The idea was to create a neo-traditional space with timeless charm and tangible humility with traditional touches to which the young couple could keep adding or subtracting over the years, say the designers. In the living room, a Freedom Tree sofa perfectly paired with ikat cushions from Altrove and Translate sits alongside chairs upholstered in fabric from Baro Market. The coffee table was sourced from SAR Design Studio, the metallic pendant light from The Purple Turtles and a woven rug from Jaipur Rugs. Terracotta pots crafted by Shambhavi Kothari and a Thangka painting hung above the bar fit into the mix with ease.

A piece of heirloom clothing owned by the client was framed to become a unique piece of art. Image credit: Ishita Sitwala
The dining area is a well-carved out space with furniture by Aanai Design Studio, Iqrup + Ritz cushions and a throw by Heirloom Naga. Image credit: Ishita Sitwala
A bright and cheery lounge area in the master bedroom. Image credit: Ishita Sitwala

In the master bedroom, a brightly upholstered Baro India x Freedom Tree lounge chair, an ottoman from Opaque Studio, and a rustic Hutch storage and mirror by The Purple Turtles sit by the window. Geometric Cubit tiled flooring and a cement finish plaster ceiling set this space apart from the rest of the room, while décor elements like an Ikea planter and woven rattan basket from Kishkinda Trust tie this space to the rest of the home.

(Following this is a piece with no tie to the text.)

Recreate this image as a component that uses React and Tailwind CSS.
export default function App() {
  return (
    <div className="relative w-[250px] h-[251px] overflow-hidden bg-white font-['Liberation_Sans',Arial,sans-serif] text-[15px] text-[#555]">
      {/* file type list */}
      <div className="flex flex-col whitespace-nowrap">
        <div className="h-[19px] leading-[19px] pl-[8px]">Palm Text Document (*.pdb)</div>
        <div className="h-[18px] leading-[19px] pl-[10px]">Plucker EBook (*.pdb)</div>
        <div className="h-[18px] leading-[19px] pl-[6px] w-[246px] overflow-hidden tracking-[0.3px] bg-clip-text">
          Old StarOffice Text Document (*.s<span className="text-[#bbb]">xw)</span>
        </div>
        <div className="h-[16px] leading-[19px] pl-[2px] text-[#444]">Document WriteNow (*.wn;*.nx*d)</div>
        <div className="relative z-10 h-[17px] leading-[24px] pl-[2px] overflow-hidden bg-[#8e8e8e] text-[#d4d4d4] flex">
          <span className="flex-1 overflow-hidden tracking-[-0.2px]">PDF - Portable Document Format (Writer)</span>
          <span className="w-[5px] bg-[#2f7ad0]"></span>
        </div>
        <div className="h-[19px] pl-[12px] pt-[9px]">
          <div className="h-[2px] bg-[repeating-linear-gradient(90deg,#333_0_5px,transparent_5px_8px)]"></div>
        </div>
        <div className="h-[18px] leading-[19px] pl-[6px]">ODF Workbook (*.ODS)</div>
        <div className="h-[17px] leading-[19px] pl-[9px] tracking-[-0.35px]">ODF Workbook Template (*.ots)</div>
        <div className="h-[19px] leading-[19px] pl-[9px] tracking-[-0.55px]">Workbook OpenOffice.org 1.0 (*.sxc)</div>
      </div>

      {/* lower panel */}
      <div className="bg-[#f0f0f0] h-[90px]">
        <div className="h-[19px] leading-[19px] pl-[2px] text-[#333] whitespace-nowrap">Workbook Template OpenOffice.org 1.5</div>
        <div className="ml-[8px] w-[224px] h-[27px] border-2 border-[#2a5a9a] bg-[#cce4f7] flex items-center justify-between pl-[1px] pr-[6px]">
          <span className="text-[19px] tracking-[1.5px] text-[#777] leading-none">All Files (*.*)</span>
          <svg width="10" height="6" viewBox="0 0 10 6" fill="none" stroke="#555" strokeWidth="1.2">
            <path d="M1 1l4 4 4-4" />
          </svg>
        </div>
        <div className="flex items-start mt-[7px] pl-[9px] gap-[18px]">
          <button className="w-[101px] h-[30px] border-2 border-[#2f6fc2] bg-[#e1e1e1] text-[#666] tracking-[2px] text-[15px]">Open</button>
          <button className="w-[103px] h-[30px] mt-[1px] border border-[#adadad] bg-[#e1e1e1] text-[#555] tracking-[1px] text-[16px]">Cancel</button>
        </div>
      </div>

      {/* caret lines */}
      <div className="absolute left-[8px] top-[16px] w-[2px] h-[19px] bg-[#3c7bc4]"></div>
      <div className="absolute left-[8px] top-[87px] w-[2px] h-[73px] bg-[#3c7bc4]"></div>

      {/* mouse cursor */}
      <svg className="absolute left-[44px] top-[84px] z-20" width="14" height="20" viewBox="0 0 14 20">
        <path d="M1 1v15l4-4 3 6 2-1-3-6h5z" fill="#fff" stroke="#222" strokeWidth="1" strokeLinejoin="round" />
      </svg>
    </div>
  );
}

A neutral palette and earthy textures prevail in the tranquil master bedroom. Image credit: Ishita Sitwala

The cement finish accent wall proves to be a soothing backdrop for the master bed placed alongside an Ikea rug. While the teakwood bed and side tables were custom made by Anai Design Studio, the bed linen was sourced from Saphed and the cushions from Heirloom Naga known to innovate with traditional Naga textiles. Woven hanging lights were made to order by Bamboopecker, and a very unique bed throw was sourced from Tangaliyan artisans in Kutch.